- [Exercise task]
Return the lines below that carry the word "React".

◆ ◆ ◆ ◆ ◆ ◆ ◆

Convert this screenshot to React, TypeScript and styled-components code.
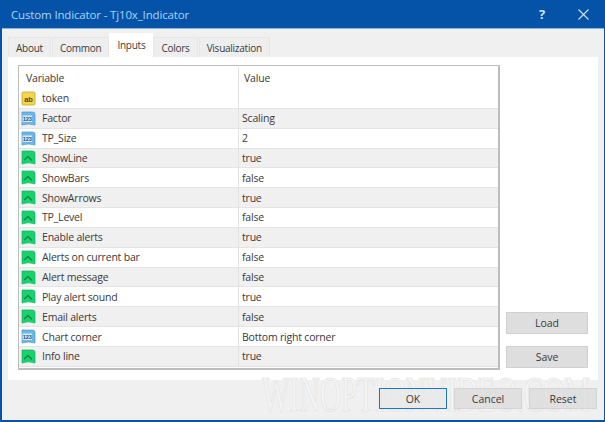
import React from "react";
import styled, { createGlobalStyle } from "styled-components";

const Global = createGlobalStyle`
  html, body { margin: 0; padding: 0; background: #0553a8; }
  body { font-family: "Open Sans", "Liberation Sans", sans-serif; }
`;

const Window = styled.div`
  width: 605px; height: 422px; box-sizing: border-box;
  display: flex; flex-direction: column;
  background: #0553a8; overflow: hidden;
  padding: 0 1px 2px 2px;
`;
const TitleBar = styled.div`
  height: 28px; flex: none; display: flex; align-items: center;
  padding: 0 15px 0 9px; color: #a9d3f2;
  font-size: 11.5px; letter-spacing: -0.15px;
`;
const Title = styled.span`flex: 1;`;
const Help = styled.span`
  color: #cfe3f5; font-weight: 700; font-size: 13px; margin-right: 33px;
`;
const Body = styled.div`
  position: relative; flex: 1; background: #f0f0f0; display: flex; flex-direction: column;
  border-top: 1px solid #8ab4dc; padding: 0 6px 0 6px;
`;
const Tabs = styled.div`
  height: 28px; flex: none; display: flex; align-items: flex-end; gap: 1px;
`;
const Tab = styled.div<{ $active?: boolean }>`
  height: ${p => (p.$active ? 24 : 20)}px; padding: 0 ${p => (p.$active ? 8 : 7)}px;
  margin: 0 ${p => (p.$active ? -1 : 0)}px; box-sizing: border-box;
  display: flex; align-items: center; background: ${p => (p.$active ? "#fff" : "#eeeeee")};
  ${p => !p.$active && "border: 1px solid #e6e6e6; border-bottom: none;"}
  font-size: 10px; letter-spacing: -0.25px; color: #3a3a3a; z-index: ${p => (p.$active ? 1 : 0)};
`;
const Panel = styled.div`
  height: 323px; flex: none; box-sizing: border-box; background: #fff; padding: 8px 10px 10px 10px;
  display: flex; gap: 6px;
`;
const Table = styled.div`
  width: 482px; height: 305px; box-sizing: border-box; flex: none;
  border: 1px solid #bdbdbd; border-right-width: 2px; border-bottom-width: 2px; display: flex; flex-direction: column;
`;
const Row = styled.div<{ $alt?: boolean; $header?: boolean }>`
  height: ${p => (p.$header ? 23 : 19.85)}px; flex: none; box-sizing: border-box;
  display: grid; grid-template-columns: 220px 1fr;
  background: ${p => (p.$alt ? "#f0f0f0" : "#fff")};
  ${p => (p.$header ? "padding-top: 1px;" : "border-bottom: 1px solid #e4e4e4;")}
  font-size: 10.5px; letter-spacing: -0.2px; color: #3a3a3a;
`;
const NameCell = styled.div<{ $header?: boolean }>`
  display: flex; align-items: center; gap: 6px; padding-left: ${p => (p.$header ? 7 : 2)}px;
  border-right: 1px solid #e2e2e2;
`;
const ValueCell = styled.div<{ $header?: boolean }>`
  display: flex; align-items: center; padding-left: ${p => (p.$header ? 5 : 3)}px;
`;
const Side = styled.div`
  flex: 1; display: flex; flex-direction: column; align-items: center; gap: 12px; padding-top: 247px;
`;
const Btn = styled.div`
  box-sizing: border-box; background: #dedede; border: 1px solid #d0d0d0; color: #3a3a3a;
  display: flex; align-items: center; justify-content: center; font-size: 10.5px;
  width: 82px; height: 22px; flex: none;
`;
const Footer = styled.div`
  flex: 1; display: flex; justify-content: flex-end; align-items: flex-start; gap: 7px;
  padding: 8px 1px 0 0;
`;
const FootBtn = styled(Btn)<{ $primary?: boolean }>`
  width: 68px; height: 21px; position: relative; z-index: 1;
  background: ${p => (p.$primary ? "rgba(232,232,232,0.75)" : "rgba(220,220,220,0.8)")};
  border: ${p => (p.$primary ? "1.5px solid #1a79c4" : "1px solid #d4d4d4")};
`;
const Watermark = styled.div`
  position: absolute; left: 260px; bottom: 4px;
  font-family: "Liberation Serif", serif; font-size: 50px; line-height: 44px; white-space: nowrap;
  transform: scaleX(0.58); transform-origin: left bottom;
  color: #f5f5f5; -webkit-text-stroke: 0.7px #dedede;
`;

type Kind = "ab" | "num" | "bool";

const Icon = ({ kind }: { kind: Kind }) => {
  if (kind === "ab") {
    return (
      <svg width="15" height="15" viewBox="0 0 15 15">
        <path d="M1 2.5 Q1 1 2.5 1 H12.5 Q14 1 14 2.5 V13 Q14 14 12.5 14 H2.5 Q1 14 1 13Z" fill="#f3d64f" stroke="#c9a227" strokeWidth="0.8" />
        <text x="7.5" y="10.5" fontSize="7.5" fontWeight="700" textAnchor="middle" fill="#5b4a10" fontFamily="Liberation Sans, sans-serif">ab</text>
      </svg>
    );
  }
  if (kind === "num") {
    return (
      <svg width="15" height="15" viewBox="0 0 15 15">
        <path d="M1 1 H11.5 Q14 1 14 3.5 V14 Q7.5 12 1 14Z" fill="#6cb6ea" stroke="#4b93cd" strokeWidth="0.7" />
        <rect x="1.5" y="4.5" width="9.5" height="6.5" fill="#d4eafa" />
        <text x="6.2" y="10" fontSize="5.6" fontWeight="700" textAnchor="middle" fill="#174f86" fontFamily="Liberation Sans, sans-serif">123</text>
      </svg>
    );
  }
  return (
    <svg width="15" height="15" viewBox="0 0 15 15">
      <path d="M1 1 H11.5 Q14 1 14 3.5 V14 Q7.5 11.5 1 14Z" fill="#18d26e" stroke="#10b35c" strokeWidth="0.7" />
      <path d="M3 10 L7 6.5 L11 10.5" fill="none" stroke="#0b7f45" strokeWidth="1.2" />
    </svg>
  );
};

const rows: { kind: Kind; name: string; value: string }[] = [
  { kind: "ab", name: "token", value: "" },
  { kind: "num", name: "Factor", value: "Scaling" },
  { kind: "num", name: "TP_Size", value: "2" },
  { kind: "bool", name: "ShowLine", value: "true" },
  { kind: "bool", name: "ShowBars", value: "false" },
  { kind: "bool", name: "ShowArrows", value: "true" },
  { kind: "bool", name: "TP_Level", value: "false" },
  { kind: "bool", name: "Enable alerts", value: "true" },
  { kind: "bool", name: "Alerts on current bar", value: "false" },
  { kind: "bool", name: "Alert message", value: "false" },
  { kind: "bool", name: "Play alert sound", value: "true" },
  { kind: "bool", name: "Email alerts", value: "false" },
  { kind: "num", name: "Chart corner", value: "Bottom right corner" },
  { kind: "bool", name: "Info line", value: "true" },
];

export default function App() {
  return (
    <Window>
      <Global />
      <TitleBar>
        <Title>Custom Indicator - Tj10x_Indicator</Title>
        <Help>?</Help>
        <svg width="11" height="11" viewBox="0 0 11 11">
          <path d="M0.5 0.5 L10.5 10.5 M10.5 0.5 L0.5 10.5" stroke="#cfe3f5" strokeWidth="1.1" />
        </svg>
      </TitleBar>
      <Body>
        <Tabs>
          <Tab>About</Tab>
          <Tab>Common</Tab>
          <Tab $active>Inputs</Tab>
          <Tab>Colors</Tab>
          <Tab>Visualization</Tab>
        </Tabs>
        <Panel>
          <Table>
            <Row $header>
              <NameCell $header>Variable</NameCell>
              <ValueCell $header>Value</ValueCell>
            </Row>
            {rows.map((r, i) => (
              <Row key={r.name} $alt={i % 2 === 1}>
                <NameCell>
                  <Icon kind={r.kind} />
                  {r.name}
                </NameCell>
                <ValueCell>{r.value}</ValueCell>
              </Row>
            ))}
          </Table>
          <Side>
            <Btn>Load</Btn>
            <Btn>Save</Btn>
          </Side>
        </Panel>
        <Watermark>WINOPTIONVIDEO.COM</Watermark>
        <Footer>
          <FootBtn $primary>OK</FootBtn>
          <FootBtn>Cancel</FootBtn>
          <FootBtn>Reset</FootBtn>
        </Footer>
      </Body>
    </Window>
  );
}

◆ ◆ ◆ ◆ ◆ ◆ ◆

- [Solution to the problem]
Convert this screenshot to React, TypeScript and styled-components code.
import React from "react";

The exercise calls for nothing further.